**Exercise instructions**
Locate the word "screenshot" in the entries below, then gather every line that holds it.

**Records supplied**
******

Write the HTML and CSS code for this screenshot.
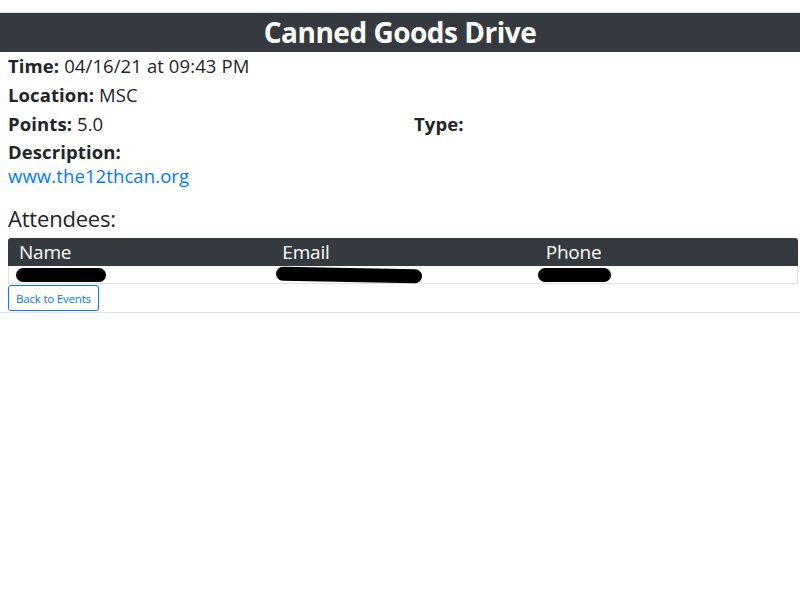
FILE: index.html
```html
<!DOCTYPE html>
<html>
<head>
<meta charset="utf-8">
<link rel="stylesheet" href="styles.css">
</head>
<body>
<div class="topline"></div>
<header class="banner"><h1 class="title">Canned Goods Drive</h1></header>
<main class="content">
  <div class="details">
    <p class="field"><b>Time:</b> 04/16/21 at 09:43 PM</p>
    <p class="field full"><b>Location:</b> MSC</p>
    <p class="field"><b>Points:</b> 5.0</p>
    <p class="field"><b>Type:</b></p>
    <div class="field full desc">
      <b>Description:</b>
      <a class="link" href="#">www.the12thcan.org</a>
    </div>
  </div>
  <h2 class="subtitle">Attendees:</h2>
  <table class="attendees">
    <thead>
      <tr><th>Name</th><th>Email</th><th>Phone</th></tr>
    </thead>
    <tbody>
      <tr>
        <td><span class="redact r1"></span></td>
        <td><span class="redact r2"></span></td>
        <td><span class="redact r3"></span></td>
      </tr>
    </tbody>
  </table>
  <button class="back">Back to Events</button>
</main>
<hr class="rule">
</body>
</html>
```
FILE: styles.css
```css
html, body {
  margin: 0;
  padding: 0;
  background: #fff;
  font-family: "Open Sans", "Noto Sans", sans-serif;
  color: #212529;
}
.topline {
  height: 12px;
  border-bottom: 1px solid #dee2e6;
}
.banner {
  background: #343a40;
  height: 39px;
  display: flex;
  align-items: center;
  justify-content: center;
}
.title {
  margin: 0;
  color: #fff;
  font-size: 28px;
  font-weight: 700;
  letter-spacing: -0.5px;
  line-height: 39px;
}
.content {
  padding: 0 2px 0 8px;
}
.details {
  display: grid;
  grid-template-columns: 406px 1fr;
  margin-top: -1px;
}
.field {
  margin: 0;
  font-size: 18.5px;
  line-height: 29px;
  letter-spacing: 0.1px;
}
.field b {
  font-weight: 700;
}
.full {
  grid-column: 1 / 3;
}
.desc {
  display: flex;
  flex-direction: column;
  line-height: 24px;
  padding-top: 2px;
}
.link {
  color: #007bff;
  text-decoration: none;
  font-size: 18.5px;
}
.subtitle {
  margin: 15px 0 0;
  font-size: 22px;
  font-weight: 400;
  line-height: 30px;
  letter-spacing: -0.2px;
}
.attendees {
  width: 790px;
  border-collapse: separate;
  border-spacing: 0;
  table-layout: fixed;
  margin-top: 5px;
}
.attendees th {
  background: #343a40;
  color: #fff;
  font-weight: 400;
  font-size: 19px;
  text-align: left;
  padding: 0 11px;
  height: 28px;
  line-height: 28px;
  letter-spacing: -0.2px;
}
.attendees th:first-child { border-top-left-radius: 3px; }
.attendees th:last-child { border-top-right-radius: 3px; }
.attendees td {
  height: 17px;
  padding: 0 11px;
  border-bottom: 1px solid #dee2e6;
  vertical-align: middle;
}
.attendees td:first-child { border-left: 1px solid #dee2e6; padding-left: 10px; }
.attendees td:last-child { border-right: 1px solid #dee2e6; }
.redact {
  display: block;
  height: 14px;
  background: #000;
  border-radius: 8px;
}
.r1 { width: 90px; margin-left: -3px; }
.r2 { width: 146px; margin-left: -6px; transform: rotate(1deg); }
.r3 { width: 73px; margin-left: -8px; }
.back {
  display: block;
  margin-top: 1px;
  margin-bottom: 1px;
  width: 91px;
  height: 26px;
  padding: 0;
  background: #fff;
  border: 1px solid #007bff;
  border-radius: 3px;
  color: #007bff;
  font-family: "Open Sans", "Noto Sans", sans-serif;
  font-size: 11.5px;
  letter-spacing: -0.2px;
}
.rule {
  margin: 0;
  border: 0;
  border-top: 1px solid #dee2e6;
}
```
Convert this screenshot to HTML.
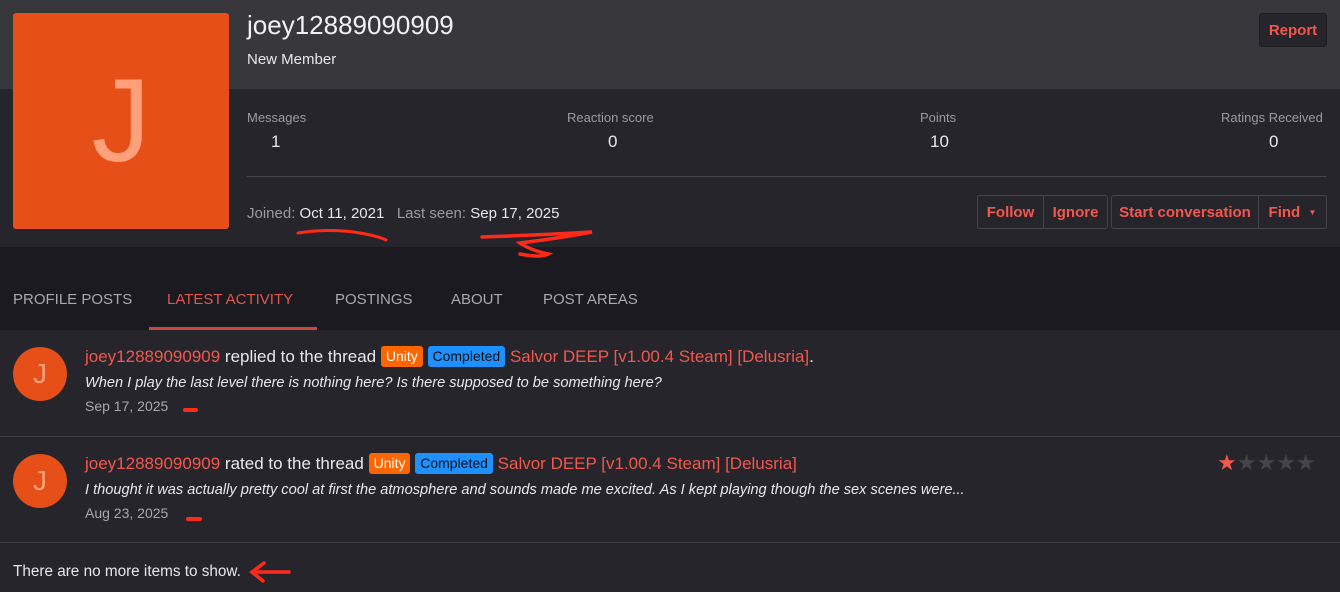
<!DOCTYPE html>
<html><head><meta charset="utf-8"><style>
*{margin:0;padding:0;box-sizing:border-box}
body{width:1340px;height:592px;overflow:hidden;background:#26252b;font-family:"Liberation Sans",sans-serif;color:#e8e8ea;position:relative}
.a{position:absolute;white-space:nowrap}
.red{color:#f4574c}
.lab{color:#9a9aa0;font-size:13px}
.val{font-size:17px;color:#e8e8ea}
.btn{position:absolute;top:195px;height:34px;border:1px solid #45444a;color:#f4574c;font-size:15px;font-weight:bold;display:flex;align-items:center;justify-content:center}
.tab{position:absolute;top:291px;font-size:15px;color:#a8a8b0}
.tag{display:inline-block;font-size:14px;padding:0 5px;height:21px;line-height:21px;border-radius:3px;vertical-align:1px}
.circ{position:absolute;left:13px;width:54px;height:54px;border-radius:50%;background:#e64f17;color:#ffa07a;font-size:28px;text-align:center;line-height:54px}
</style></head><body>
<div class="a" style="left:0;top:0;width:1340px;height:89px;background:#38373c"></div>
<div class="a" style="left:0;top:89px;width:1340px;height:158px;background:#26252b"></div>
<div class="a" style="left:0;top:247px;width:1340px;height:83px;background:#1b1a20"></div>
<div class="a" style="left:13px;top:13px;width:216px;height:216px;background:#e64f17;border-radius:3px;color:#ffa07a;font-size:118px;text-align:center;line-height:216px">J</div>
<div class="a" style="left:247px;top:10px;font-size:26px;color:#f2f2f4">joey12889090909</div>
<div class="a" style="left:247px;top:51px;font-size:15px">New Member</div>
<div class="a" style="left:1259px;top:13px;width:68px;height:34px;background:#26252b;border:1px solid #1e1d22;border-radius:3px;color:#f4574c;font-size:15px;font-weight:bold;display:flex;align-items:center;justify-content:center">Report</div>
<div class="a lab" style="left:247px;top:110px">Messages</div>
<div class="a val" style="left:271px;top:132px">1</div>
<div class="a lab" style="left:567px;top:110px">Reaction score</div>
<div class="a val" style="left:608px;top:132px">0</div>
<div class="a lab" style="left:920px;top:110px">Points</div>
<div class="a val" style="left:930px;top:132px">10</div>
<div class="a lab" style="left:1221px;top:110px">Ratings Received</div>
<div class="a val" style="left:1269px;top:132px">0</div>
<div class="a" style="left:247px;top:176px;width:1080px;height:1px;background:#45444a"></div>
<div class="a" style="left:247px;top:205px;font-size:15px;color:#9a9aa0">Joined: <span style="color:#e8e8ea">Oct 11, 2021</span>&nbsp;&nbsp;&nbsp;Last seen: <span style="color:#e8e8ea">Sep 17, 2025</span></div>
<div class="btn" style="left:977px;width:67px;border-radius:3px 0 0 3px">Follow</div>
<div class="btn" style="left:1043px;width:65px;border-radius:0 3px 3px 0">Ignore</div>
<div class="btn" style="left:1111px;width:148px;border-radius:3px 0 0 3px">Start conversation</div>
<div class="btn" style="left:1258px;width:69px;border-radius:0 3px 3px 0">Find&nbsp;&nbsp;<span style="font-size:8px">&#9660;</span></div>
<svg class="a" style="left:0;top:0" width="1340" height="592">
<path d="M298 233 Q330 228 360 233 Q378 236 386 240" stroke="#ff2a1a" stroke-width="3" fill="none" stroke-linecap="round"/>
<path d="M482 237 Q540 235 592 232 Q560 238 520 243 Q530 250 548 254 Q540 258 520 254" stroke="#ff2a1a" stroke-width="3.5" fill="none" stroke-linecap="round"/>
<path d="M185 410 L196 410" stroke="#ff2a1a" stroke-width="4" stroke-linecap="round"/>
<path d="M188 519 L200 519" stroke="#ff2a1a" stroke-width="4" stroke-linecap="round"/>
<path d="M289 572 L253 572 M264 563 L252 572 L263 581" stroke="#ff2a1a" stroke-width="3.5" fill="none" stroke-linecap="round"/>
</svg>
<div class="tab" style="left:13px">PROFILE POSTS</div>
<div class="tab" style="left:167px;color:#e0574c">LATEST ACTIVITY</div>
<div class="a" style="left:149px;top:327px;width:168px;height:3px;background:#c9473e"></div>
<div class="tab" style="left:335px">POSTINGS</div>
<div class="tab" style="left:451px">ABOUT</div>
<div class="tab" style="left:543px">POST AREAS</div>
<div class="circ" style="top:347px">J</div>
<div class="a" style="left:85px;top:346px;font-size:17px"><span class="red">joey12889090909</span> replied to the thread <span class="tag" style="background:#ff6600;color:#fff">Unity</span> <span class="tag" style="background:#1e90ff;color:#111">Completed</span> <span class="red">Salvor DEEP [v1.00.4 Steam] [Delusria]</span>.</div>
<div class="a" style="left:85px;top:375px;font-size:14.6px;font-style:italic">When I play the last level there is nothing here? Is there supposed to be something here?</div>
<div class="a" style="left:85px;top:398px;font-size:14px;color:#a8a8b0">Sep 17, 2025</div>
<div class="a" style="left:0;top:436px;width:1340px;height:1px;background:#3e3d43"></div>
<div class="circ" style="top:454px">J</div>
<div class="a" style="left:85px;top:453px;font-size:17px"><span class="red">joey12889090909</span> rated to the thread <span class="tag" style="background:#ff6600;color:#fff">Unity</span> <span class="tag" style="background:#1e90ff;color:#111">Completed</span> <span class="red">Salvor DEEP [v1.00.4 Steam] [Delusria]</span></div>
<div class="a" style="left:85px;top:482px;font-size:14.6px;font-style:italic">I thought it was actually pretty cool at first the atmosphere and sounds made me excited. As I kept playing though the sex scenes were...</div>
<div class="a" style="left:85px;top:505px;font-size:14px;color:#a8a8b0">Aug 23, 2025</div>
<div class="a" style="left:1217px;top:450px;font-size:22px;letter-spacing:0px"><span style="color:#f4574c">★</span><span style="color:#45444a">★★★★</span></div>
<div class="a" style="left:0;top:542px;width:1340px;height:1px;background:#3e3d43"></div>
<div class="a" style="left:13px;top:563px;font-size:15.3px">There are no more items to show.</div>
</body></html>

******

**Full response**
Write the HTML and CSS code for this screenshot.
Convert this screenshot to HTML.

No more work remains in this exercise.